Both these do not work if you get the crawlers to navigate to an xml file sitemap that lists further xml links or sitemaps.
And so, I am trying to build my own crawler, where when I set it to navigate to an xml sitemap then it should check if the listed links are href links or further xml links to more xml sitemaps.
So what I did was, I first got my crawler to navigate to an xml file.
And now I want it to extract all found links and check whether they found links are hrefs or further xml links.
If the links are hrefs, then add them to the $extracted_urls array.
Else add them to the $crawl_xml_files array.
So later on, the crawler can crawl those extracted href & xml links.
Now, I am stuck on the part where, the code fails to echo the link extensions of the found links on the initially navigated page.

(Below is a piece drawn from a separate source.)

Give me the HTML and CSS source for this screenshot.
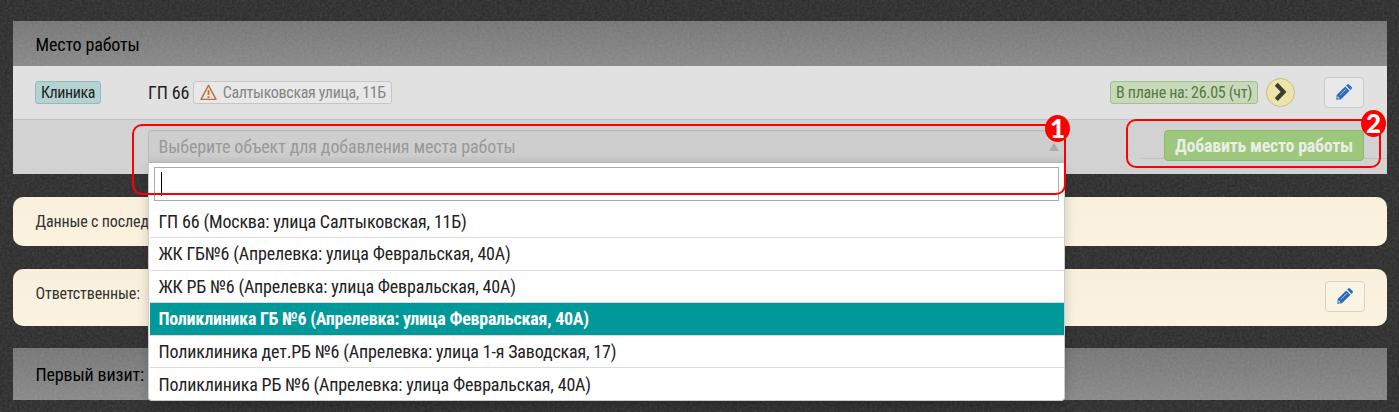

It fails to extract any links to the respective arrays.
Here is the code. Test it and see for yourself where I am going wrong. I am scratching my head.
My UNWORKING CODE
//Sitemap Crawler: If starting url is an xml file listing further xml files then it will show blank page and not visit the found xml files to extract links from them.
//Sitemap Protocol: https://www.sitemaps.org/protocol.html
//$sitemap = 'https://www.rocktherankings.com/post-sitemap.xml';
//$sitemap = "https://www.rocktherankings.com/sitemap_index.xml"; //Has more xml files.
$sitemap = 'https://bytenota.com/sitemap.xml';
//$sitemap = 'https://www.daniweb.com/home-sitemap.xml';
// get sitemap content
//$sitemap = 'sitemap.xml';
// get sitemap content
$content = file_get_contents($sitemap);
// parse the sitemap content to object
$xml = simplexml_load_string($content);
//var_dump($xml);
// Init arrays
$crawl_xml_files = [];
$extracted_urls = [];
$extracted_last_mods = [];
$extracted_changefreqs = [];
$extracted_priorities = [];
// retrieve properties from the sitemap object
foreach ($xml->url as $urlElement) {
// provide path of curren xml/html file
$path = (string)$urlElement->loc;
// get pathinfo
$ext = pathinfo($path, PATHINFO_EXTENSION);
echo 'The extension is: ' . $ext;
echo '<br>'; //DELETE IN DEV MODE
echo $urlElement; //DELETE IN DEV MODE
if ($ext == 'xml') //This means, the links found on the current page are not links to the site's webpages but links to further xml sitemaps. And so need the crawler to go another level deep to hunt for the site's html pages.
{
echo __LINE__;
echo '<br>'; //DELETE IN DEV MODE
//Add Xml Links to array.
$crawl_xml_files[] = $path;
} elseif ($ext == 'html' || $ext == 'htm' || $ext == 'shtml' || $ext == 'shtm' || $ext == 'php' || $ext == 'py') //This means, the links found on the current page are the site's html pages and are not not links to further xml sitemaps.
{
echo __LINE__;
echo '<br>'; //DELETE IN DEV MODE
//Add hrefs to array.
//$extracted_urls[] = $path;
// get properties
$extracted_urls[] = $extracted_url = $urlElement->loc; //Add hrefs to array.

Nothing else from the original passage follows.